Thanks to Katrina for a great recipe, and make sure you stop by her blog to see all the other goodies she has!
Source: Baking and Boys
- 1/2 cup unsalted butter
- 1/4 cup regular cocoa powder
- 1/4 cup dark cocoa powder
- 2 large eggs
- 1 cup granulated sugar
- 1 teaspoon vanilla extract
- 1/4 cup plus 2 tablespoons all purpose flour
- 1/2 teaspoon salt
- 2 cups shredded, sweetened coconut
- pinch of salt
- 2/3 cup plus 2 tablespoons sweetened condensed milk (I used fat free)
- Preheat the oven to 325 degrees F and line an 8×8 baking pan with foil so the edges hang over the sides of the pan a little. Spray lightly with cooking spray and set aside.
- In a small saucepan, melt the butter and cocoa powders over low heat, stirring until well combined and smooth. Remove from heat and let sit five minutes to cool slightly.
- Add the eggs to the cocoa/butter mixture and whisk until combined, then add in the sugar and vanilla, stirring to combine. Finally, add the flour and salt and whisk until combined.
- In a separate bowl, combine the coconut with the condensed milk and salt.

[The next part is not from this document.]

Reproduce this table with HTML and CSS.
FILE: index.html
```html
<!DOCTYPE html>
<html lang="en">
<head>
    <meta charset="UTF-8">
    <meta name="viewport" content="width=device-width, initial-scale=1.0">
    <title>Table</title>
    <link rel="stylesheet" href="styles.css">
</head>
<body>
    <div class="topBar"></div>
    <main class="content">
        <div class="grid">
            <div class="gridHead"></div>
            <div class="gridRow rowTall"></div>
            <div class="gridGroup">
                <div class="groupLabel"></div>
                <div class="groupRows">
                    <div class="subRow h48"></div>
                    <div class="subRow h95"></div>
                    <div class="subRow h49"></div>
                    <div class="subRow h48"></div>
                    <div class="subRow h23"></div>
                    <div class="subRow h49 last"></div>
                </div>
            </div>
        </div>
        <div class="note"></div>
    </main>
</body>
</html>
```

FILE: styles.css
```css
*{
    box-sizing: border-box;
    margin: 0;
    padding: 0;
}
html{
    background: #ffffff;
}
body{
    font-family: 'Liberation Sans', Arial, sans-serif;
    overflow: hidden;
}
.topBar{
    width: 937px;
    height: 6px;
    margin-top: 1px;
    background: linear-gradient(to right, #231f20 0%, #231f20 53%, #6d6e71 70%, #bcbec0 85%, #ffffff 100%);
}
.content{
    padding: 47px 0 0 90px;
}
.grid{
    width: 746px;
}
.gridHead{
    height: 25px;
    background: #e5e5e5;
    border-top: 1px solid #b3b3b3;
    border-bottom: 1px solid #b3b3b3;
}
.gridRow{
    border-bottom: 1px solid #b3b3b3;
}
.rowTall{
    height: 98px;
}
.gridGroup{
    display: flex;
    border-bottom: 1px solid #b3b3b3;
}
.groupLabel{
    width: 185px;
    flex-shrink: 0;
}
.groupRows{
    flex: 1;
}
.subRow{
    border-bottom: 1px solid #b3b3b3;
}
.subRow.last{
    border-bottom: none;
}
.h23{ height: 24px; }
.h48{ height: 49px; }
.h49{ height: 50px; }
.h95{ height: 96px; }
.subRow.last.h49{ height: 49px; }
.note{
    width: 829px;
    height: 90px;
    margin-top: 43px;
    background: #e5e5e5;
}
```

- Pour about half the batter into the prepared pan and spread evenly. Drop the coconut mixture by the spoonfuls over the brownie batter and then pour the remaining brownie batter over the top, covering the coconut layer.
- Bake for 30-35 minutes until a toothpick inserted in the center comes out mostly clean. Let cool completely on wire rack.
- Chill in refrigerator for a couple hours and cut into desired size pieces. If you are too eager to eat them, you don’t have to chill, it just helps firm them up and make them a bit more fudgey.